2
votes

So basically I want to parsed structure CSS code in PHP, using a lexer/parser generated by the PEAR packages PHP_LexerGenerator and PHP_ParserGenerator. My goal is to parse files like this:

selector, selector2 {
    prop: value;
    prop2 /*comment */ :
       value;

    subselector {
        prop: value;
        subsub { prop: value; }
    }
}

This is all fine as long as I don't have pseudo classes. Pseudoclasses allow it, to add : and a CSS name ([a-z][a-z0-9]*) to an element, like in a.menu:visited. Being somewhat lazy, the parser has no list of valid pseudo classes and accepts everything for the class name.

My grammar (ignoring all the special cases and whitespace) looks like this:

document   ::= (<rule>)*

rule       ::= <selector> '{' (<content>)* '}'

content    ::= <rule>
content    ::= <definition>

definition ::= <name> ':' <name> ';'

//             h1     .class.class2#id    :visited
<selector> ::= <name> (('.'|'#') <name>)* (':' <name>)?

Now, when I try to parse the following

h1 {
    test:visited {
        simple: case;
    }
}

The parser complains, that it expected a <name> to follow the double colon. So it tries to read the simple: as a <selector> (just look at the syntax highlighting of SO).

Is it my error that the parser can not backtrace enough to try the <definition> rule? Or is Lemon just not powerful enough to express this? If so, what can I do to get a parser working with this grammar?

1
Your grammar won't handle the select1, select2 { ... } notation. There's no rule that handles the 'comma separated list of selectors'.Jonathan Leffler
Your question mentions 'double colon', but there's no '::' in the example inputs nor is there anything that handles a double colon in the grammar.Jonathan Leffler

1 Answers

3
votes

Your question asks about PHP_ParserGenerator and PHP_LexerGenerator. The parser generator code is marked as 'not maintained', which bodes ill.

The syntax you are using for the grammar is not acceptable for Lemon, so you need to clarify why you think the parser generator should accept it. You mention a problem with 'expected a <name> to follow the double colon, but neither your grammar nor your sample input has a double colon, which makes it hard to help you.
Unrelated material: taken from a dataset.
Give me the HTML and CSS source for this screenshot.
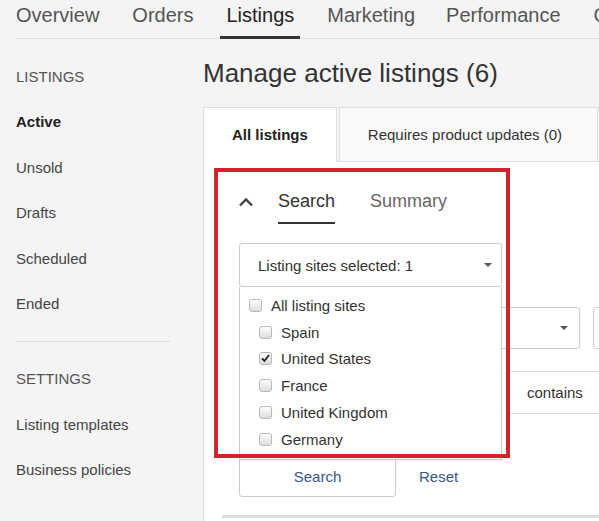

I think this Lemon grammar is equivalent to the one you showed:

document        ::= rule_list.
rule_list       ::= .
rule_list       ::= rule_list rule.
rule            ::= selector LBRACE content_list RBRACE.
content_list    ::= .
content_list    ::= content_list content.
content         ::= rule.
content         ::= definition.
definition      ::= NAME COLON NAME SEMICOLON.
selector        ::= NAME opt_dothashlist opt_colonname.
opt_dothashlist ::= .
opt_dothashlist ::= dot_or_hash NAME.
dot_or_hash     ::= DOT.
dot_or_hash     ::= HASH.
opt_colonname   ::= COLON NAME.

However, when it is compiled, Lemon complains 1 parsing conflicts and the output file shows:

State 2:
          definition ::= NAME * COLON NAME SEMICOLON
          selector ::= NAME * opt_dothashlist opt_colonname
     (10) opt_dothashlist ::= *
          opt_dothashlist ::= * dot_or_hash NAME
          dot_or_hash ::= * DOT
          dot_or_hash ::= * HASH

                         COLON shift  10
                         COLON reduce 10  ** Parsing conflict **
                           DOT shift  13
                          HASH shift  12
               opt_dothashlist shift  5
                   dot_or_hash shift  7

This means it is not sure what to do with a colon; it might be the 'opt_colonname' part of a 'selector' or it might be part of a 'definition':

name1:name4 : name2:name3 ;

Did you mean to allow syntax such as that? Nominally, according to the grammar, that should be valid, but

name1:name4;

should also be valid. I think it requires 2 or 3 lookahead tokens to disambiguate these (so your grammar is not LALR(1) but LALR(3)).

Review your definition of 'selector' in particular.